The last few years have seen a marked increase in discussion of and emphasis on Christian community. Perhaps it has been spurred by the continual drop in church attendance or the tendency, in America at least, toward individualism.
I’m thankful for Christian community. I love singing in church with brothers and sisters in Christ. I love group Bible studies and the way that discussion there stimulates my own thinking. I so appreciate being able to share prayer requests and burdens with others in the family of God. I don’t know how many times someone has shared a word of encouragement or conviction at just the right moment. I appreciate that God uses other people to sandpaper off my rough edges, though I don’t enjoy the process.

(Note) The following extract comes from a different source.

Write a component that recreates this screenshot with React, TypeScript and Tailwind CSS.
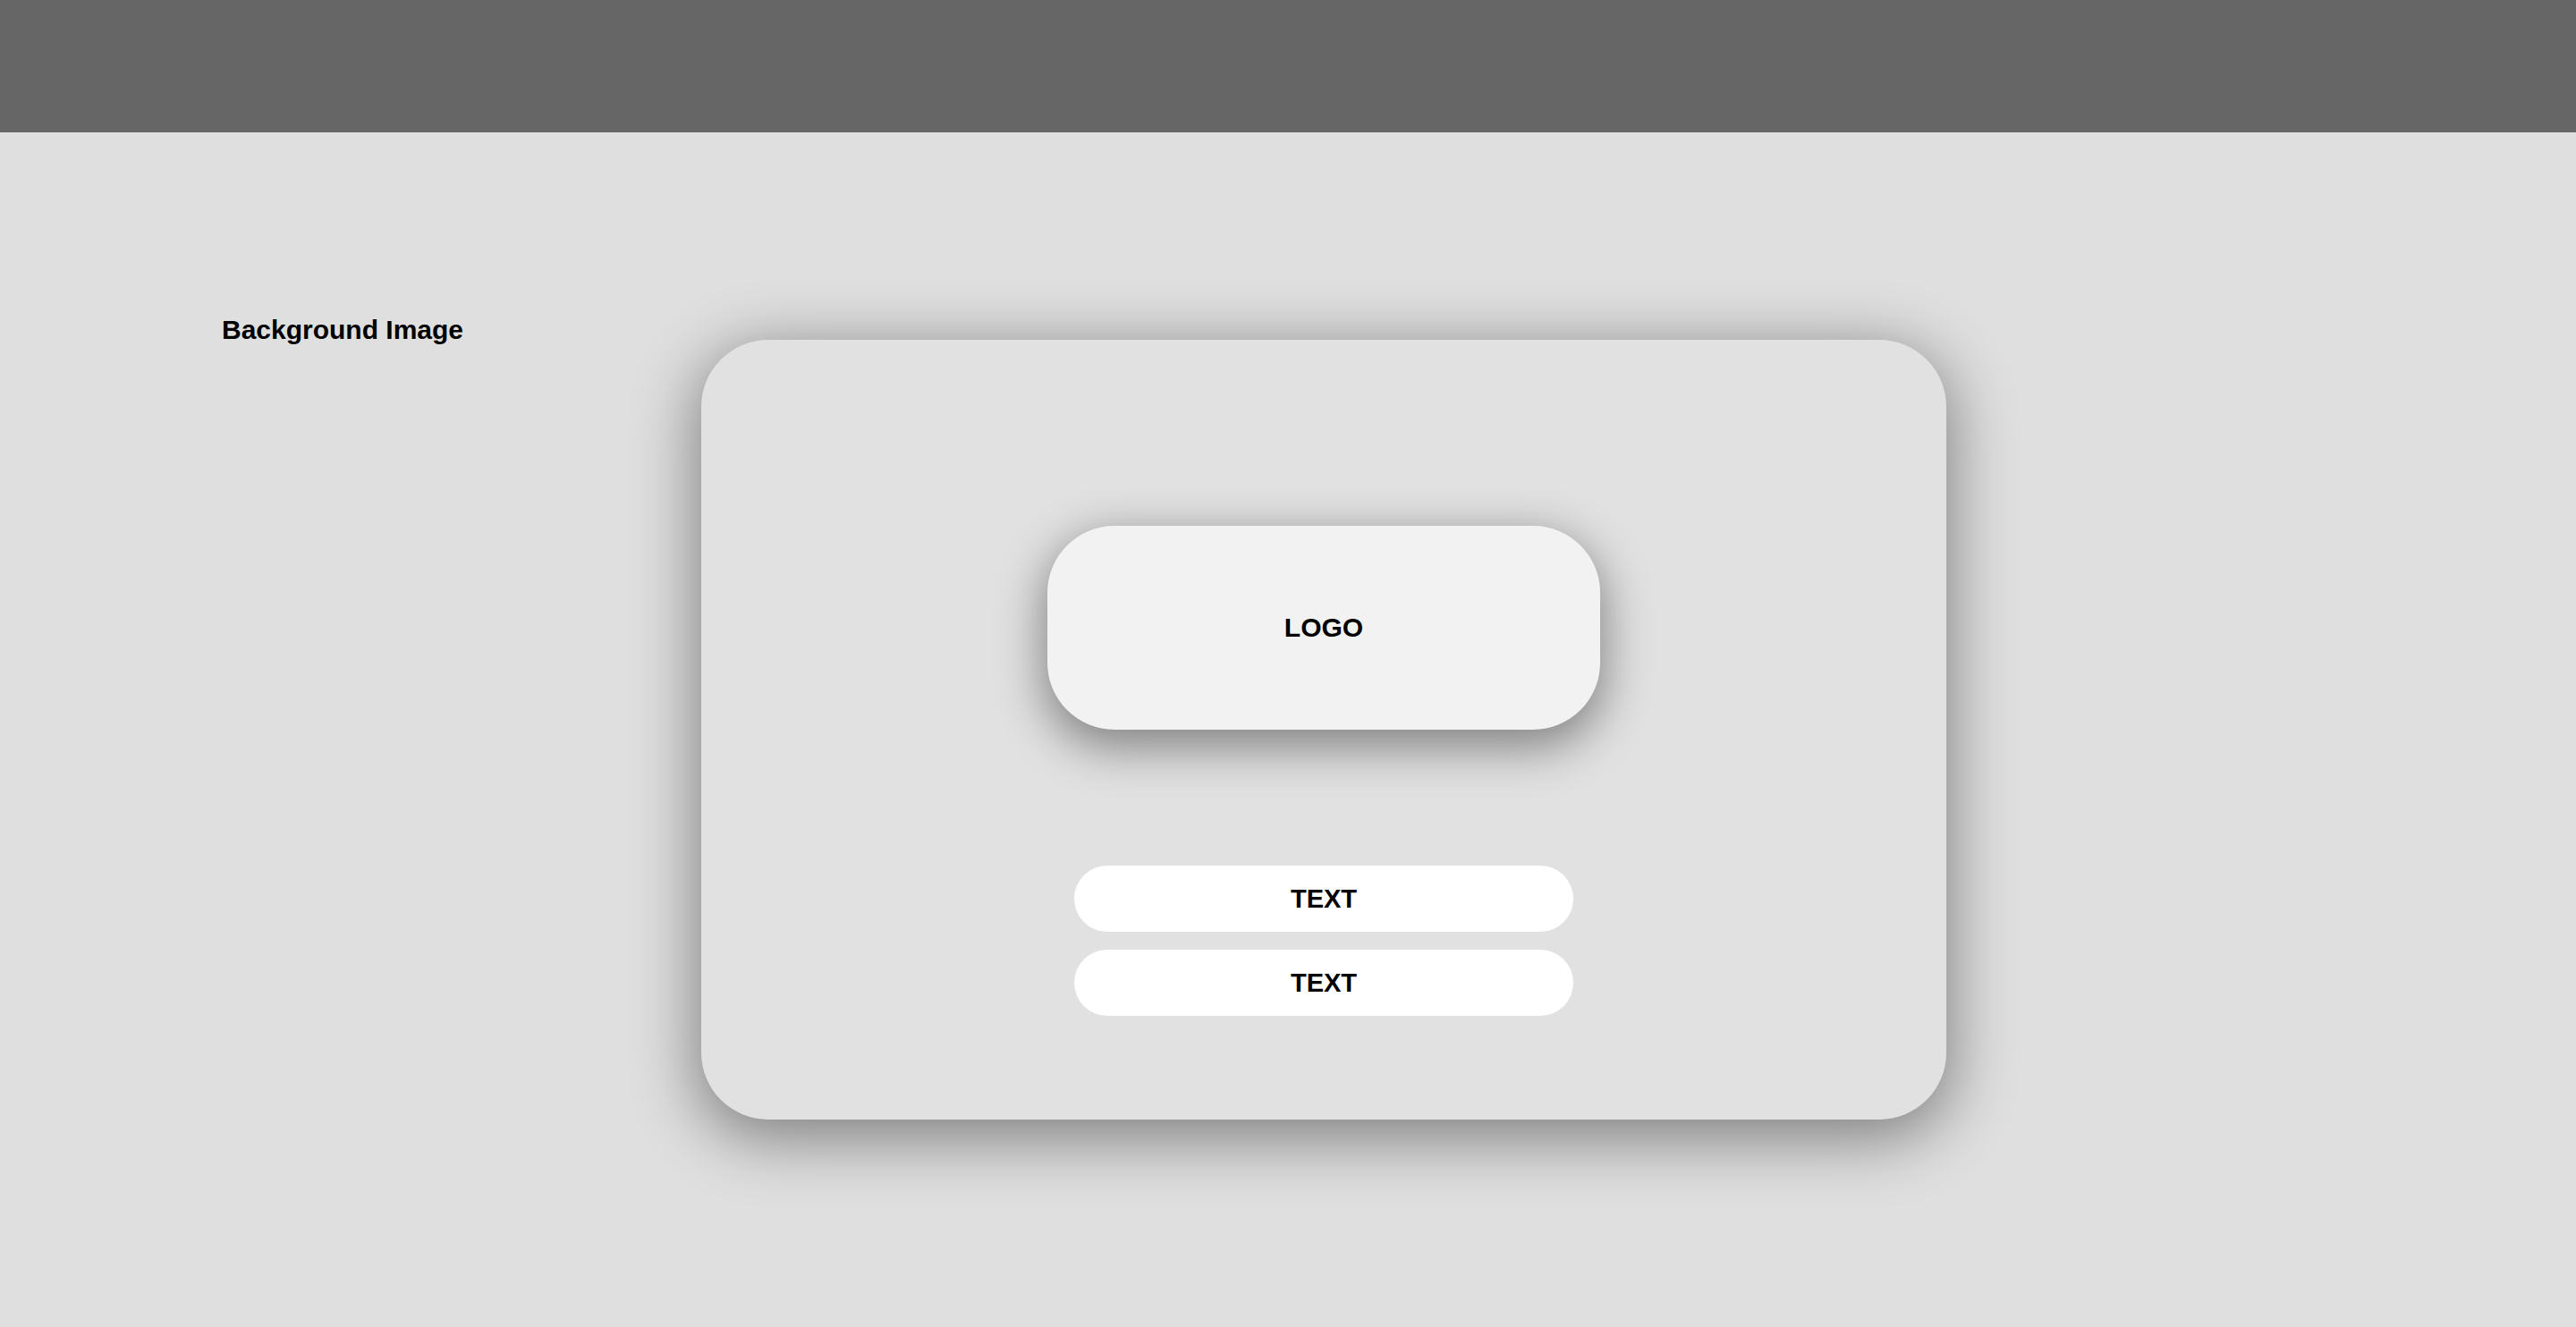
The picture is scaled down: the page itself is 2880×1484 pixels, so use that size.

But I wonder if sometimes we lose the individual in the group. A few years ago a Christian leader wrote that “We will not know God, change deeply, nor win the world apart from community.” I disagreed. Though God uses community in each of those ways, the first two occur for me most often when alone with God. Recently I saw on Twitter a retweeted comment that we should change the pronouns in our hymnbooks and Christian songs from “I” and “me” to “our” and “we.” That particularly struck me because our church has been reading through the psalms together, and I had noticed over and over again that, though they were meant to be sung together, most of the psalms speak of individual experience. We don’t need to deemphasize our individual experience with God to reinforce the idea that we’re a group. Instead, we share with each other what God did for us individually, for the psalmist or songwriter or preacher or church member, so that we encourage each other as we go back out into our individual lives that God will help us in the same way. An article I read which shared ways to incorporate Bible reading and study offered among its suggestions that of reading or studying with another person. Though studying the Bible with someone else is a great thing to do, it shouldn’t replace time alone in God’s Word.
We can’t imagine a family in which the father relates to the children just as a group and never one-to-one. Though we enjoy much time spent together as a family, we know that our father loves each of us, with all our foibles and quirks, individually. We know that we can talk to our father alone and ask for help or advice.
The same is true in our spiritual life. We shouldn’t worship or pray or read the Bible only with other people, as great as those experiences are.
God formed us individually. We’re born again individually. When we stand before God some day, we’ll give account only of ourselves. In-between those events, there will be times we have to stand alone. David encouraged himself in the Lord when everyone was against him. Joseph stood true and faithful to God when forsaken by his brothers, torn from his family, thrust into a new living experience foreign to everything he had grown up with and opposed to everything he believed. Notice in the psalms how many times the writer speaks of communing with God alone, remembering God’s kindness while lying awake at night. In Psalm 107, amidst the description of what God has done for the nation, the psalmist notes that God “satisfies the longing soul, and the hungry soul he fills with good things.” Soul – singular. We’re not lost in the crowd. God sees us, loves us, and meets our personal, individual needs.
God is our Father: we need to get to know Him personally. God has blessed us with the gift of community, but that doesn’t replace our personal relationship with Himself. We need to feed on His Word and speak to Him ourselves. There will be times we have to stand alone, times when no one else is near to support or advise or lean on. When that happens, we find that He is more than sufficient for every need.